El segundo fruto de la visita y del saludo de María es la alegría. La alegría inunda toda la casa. Isabel se llena de alegría, la criatura salta de alegría en su vientre y María, llena de gozo, entona un himno de alabanza a Dios diciendo: “Proclama mi alma la grandeza del Señor, se alegra mi espíritu en Dios mi Salvador, porque ha mirado la humildad de su sierva” (Lc 1,47). Es la alegría que también hoy nos llena a nosotros. Es la alegría de Dios, que nadie podrá arrebatarnos. Es la alegría del Evangelio que llena el corazón y la vida entera de los que se encuentran con Jesús.

El Papa Francisco, al final de su Exhortación Apostólica Evangelii gaudium, nos dice que hay un estilo mariano en la actividad evangelizadora de la Iglesia, porque, cada vez que miramos a María, volvemos a creer en el valor revolucionario de la ternura y del cariño. En ella vemos que la humildad y la ternura no son las virtudes de los débiles, sino de los fuertes, que no necesitan maltratar a otros para sentirse importantes, Mirando a María descubrimos que la misma que alababa a Dios porque “derriba del trono a los poderosos y despide vacíos a los ricos” es la que pone calor de hogar en nuestra búsqueda de justicia y nos ayuda a reconocer las huellas del Espíritu de Dios en los grandes acontecimientos y también en aquellos que parecen imperceptibles.

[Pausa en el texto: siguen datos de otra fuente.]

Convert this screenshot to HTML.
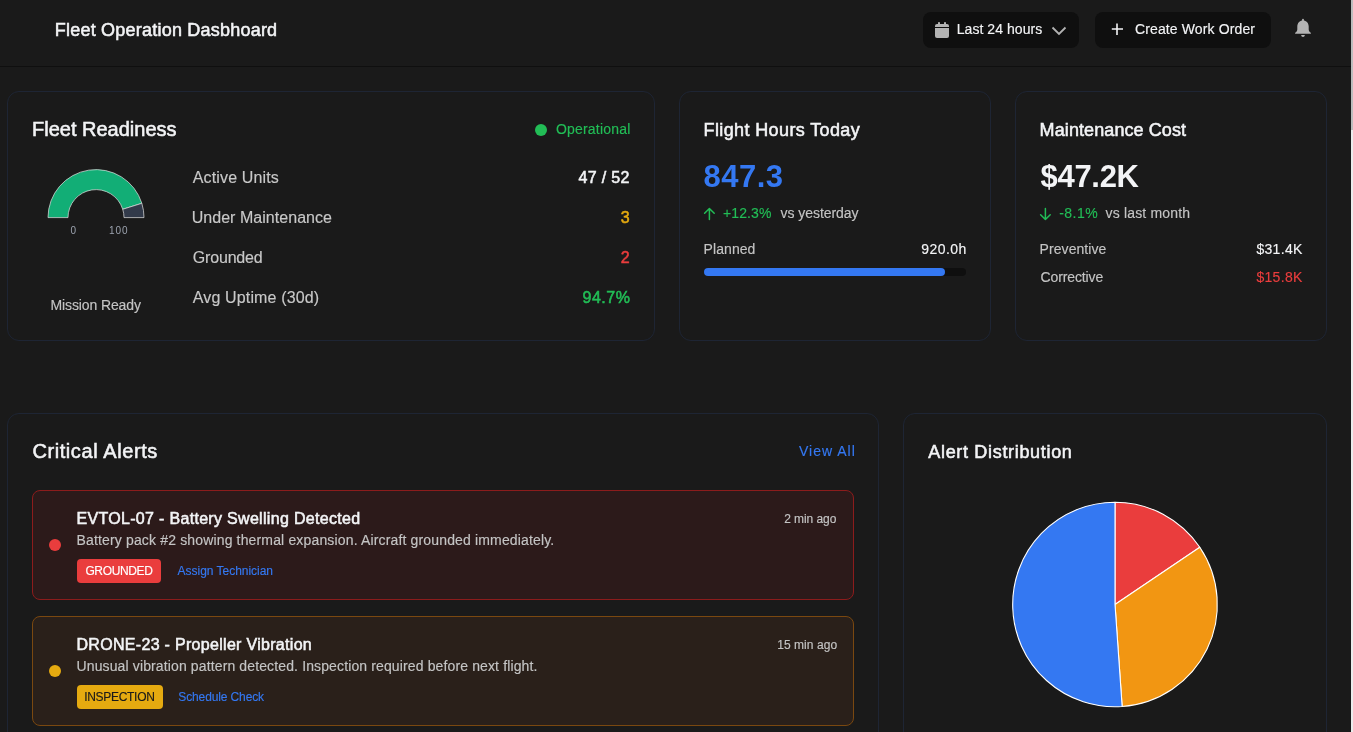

Virgen y Madre María, tú que movida por el Espíritu Santo acogiste al Verbo de la Vida en la profundidad de tu humilde fe, llénanos de ardor misionero para llevar a todos el Evangelio de la Vida que vence la muerte.

Danos la santa audacia de buscar nuevos caminos para que llegue a todos el don de la belleza que no se apaga: Jesucristo tu Hijo que vive y reina por los siglos de los siglos. Amen (cf. EG n. 288).